The only thing I can think of is the upgrade of containers
we used to use balenalib/raspberrypi3-alpine-node:10.16.3
then recently moved to 12
balenalib/raspberrypi3-alpine-node:12-run
most everything was the same but sitting for 4 months idle , when we came back online we upgraded to node 12 and the latest balena-cli.
then today to the latest OS
I can try going back to node 10 but it’s odd that would have anything to do with it unless the base image was refactored, actually as I remember when we came back online a week ago the builds said that our docker tag was invalid which kinda prompted the upgrade. so maybe the containers are build a little differently now ???
I think I figured it out. The upgrade to 2.51.1+rev1. did work, but because of the lack of logging during shutdown and a new issue that I just found it appeared like it didn’t work.
So two things I found with the new OS.
Logging to the portal STOPS as soon as the GPIO shutdown is initialized. Makes it real hard to determine what is going on.
In my code I had to remove an supervisor API call during the shutdown. it seems that in this new version API is unavailable or acting irregularly during GPIO shutdown, where it is available during a supervisor shutdown.
I commented out the supervisor API call and it seems everything is shutting down now. (from what I can tell via my hardware OLED screen) since I get no logs back to the Balena web portal.
This was the api call that I bypassed during shutdown
I increased the stop grace period and no luck on the logging.
Typically I would see the logging below during a SIGTERM
22.06.20 19:04:59 (-0400) base Starting graceful shutdown
22.06.20 19:04:59 (-0400) base
22.06.20 19:04:59 (-0400) base Stopping Processors
22.06.20 19:04:59 (-0400) base • NODE_USB - Node Usb Processor
22.06.20 19:04:59 (-0400) base • STATUS - Status Message Processor
22.06.20 19:04:59 (-0400) base • IO-MIDI - IO MIDI Processor
22.06.20 19:04:59 (-0400) base Stopping Service Providers
22.06.20 19:04:59 (-0400) base • CUE - CueLight
22.06.20 19:04:59 (-0400) base
22.06.20 19:04:59 (-0400) base * Simultaneous Message Send (waiting 557ms)

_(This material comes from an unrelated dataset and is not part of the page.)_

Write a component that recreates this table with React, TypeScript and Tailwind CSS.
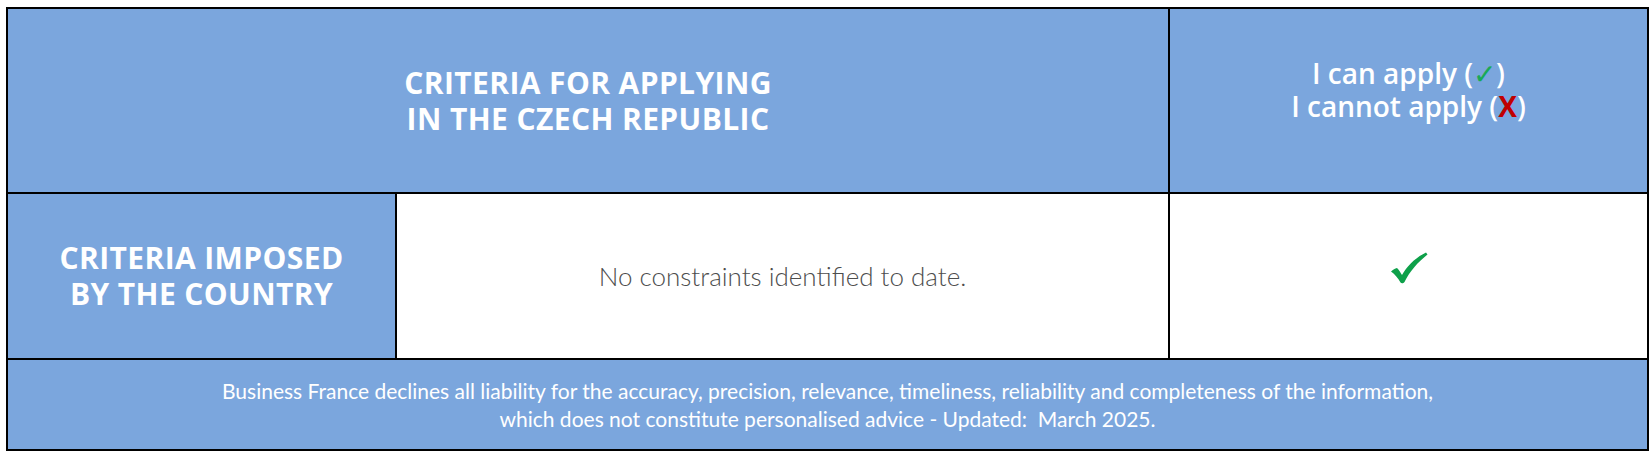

22.06.20 19:04:59 (-0400) base
22.06.20 19:04:59 (-0400) base ~ Control Handler Detached: 2 - BT-TEST
22.06.20 19:04:59 (-0400) base • RFM69 - CloudCue Network
22.06.20 19:04:59 (-0400) base Save Database
22.06.20 19:04:59 (-0400) base Websocket Close Code=1000 Reason=
22.06.20 19:05:00 (-0400) base Waiting 1s for Db Save
22.06.20 19:05:00 (-0400) base -Shutdown-
When doing a GPIO shutdown there is zero logging on any containers including the Host OS logs once the power button is pushed. The SIGTERM is being sent, and our shutdown code is running just no console logging
Hi, I have talked with the supervisor team and you may have indeed identified a regression with how logging is flushed during a GPIO shutdown. Are you able to provide a minimal reproduction of the issue so that we can test it locally? It could be in the form of a bare-bones app that demonstrates the issue or a description how to easily reproduce.